▶ **WRITTEN INSTRUCTION**: Scan the data below. Pull out each line where "styles" occurs.
######
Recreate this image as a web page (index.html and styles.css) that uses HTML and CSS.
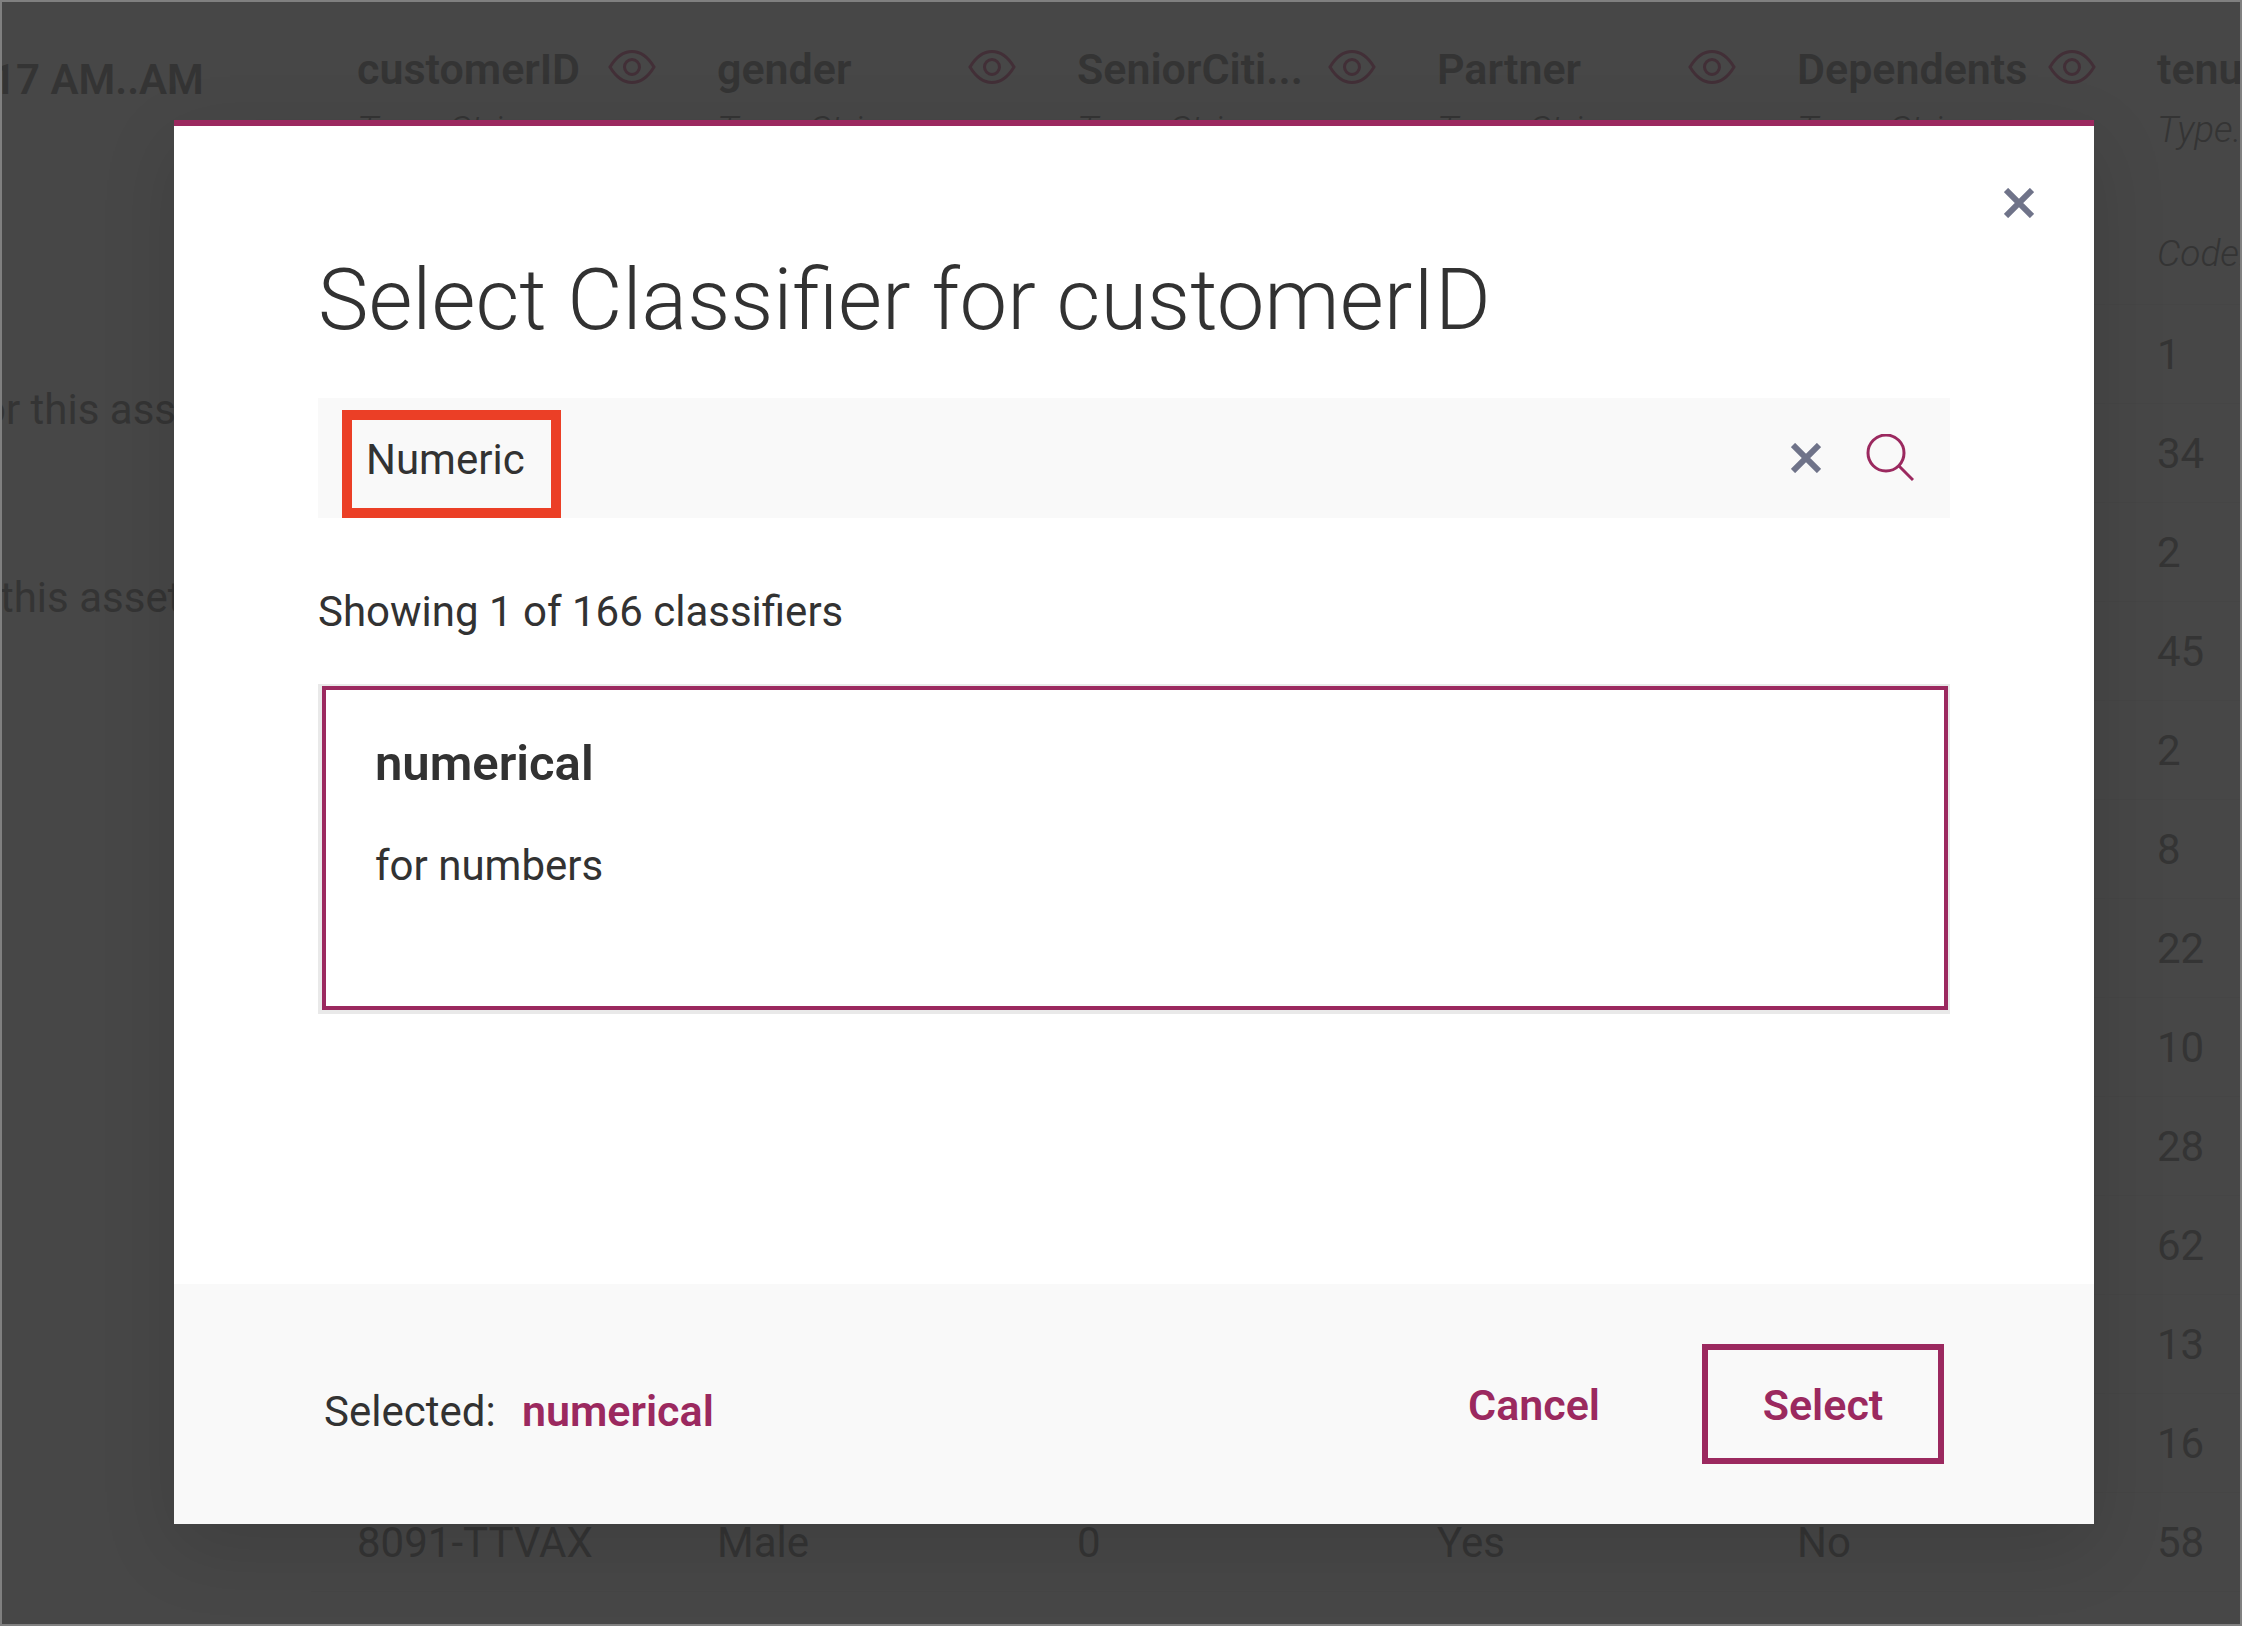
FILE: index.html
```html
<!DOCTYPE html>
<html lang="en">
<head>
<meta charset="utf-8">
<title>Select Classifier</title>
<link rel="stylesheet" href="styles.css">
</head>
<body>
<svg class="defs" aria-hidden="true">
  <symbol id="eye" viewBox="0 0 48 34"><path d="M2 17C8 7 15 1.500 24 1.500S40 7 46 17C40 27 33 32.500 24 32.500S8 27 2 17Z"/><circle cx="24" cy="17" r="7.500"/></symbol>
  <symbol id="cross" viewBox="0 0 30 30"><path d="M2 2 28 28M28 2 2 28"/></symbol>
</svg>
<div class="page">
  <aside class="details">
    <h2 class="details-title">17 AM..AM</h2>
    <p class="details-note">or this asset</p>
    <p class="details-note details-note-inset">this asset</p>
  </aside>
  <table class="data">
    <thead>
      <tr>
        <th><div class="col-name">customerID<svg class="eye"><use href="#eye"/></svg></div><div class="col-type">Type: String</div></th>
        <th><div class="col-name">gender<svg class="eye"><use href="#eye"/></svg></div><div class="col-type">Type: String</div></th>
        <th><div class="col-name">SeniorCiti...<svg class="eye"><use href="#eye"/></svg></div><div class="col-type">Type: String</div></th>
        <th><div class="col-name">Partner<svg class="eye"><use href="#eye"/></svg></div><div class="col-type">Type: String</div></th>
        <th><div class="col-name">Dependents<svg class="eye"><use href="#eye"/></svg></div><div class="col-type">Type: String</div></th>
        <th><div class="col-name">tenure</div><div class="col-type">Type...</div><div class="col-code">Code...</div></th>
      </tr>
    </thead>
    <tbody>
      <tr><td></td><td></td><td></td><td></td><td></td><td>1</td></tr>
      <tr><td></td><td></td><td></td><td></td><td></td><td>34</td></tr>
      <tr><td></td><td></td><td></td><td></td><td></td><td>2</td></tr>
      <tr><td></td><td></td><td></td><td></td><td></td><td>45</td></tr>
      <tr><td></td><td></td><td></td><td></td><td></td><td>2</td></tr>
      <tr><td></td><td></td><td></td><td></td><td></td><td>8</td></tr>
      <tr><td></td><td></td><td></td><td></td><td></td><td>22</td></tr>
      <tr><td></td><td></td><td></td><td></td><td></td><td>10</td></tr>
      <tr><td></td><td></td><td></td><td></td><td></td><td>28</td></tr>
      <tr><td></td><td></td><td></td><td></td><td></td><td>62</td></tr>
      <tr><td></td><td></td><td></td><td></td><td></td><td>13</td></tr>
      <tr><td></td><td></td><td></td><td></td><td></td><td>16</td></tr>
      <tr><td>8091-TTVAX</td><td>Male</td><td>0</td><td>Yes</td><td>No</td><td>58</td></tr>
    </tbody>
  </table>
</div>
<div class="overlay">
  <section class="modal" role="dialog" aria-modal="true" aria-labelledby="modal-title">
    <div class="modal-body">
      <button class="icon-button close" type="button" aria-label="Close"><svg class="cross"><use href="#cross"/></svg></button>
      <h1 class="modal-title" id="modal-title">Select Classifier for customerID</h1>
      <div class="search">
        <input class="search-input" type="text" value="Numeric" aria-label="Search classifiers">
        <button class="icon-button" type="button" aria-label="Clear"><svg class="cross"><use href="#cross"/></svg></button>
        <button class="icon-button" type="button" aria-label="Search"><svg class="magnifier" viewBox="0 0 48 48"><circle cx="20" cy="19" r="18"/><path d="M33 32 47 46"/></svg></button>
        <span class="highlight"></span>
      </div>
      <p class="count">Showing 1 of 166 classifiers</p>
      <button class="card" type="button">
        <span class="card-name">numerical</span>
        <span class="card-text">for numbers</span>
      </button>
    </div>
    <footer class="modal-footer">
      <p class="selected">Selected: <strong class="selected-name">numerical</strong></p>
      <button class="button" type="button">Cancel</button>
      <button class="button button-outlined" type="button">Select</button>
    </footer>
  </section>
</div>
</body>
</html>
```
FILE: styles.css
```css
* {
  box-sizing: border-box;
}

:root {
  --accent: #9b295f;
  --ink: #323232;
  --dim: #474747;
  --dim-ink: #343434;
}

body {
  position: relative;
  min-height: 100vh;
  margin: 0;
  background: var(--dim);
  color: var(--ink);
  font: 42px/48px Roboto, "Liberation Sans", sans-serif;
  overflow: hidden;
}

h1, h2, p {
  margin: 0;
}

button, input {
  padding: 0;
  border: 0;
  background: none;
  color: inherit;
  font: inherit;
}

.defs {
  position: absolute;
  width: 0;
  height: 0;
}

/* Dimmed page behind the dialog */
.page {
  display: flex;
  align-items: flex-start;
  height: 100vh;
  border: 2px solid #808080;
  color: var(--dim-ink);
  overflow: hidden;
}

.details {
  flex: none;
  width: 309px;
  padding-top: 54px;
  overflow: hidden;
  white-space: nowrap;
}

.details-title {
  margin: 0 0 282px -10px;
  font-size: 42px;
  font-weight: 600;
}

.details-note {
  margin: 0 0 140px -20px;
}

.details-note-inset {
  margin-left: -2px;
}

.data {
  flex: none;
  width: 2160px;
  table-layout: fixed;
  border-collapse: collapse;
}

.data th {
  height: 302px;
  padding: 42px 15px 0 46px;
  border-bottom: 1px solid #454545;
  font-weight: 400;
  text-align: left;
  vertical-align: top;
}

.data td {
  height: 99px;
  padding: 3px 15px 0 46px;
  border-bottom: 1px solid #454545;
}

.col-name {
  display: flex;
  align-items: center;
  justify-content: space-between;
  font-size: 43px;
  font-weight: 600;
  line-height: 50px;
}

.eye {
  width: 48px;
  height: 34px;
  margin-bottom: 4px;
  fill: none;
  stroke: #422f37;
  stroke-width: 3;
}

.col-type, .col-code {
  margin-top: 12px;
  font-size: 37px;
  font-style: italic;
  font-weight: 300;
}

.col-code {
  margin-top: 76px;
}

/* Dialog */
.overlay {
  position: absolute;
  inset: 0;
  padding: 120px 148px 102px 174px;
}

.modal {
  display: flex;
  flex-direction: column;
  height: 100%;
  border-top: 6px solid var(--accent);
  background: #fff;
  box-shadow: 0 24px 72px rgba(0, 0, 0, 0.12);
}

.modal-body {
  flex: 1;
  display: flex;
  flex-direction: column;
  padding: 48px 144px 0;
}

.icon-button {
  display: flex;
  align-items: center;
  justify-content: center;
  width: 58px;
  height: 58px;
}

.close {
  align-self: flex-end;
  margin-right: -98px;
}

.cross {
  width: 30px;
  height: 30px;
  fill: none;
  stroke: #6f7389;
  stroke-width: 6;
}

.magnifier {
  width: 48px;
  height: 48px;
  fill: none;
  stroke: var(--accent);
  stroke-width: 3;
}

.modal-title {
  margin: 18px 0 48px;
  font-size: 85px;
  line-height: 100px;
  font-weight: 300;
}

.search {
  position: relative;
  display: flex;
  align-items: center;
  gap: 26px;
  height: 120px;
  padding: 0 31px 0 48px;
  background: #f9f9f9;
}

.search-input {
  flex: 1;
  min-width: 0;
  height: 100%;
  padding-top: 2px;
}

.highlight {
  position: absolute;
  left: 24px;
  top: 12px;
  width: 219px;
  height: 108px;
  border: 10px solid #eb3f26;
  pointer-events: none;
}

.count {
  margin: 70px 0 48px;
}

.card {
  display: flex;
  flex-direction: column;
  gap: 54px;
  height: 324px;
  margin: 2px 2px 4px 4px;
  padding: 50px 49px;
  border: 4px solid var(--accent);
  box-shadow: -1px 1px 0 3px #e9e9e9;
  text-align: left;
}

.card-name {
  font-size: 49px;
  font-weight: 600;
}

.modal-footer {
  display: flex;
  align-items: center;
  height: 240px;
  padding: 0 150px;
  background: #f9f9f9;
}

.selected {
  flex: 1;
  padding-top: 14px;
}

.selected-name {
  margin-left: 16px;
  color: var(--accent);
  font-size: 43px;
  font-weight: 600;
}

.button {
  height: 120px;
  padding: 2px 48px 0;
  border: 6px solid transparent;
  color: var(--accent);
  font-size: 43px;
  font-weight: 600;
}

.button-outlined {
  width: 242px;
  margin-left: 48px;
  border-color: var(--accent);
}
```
######
▶ **THE SOLUTION**:
Recreate this image as a web page (index.html and styles.css) that uses HTML and CSS.
<link rel="stylesheet" href="styles.css">
FILE: styles.css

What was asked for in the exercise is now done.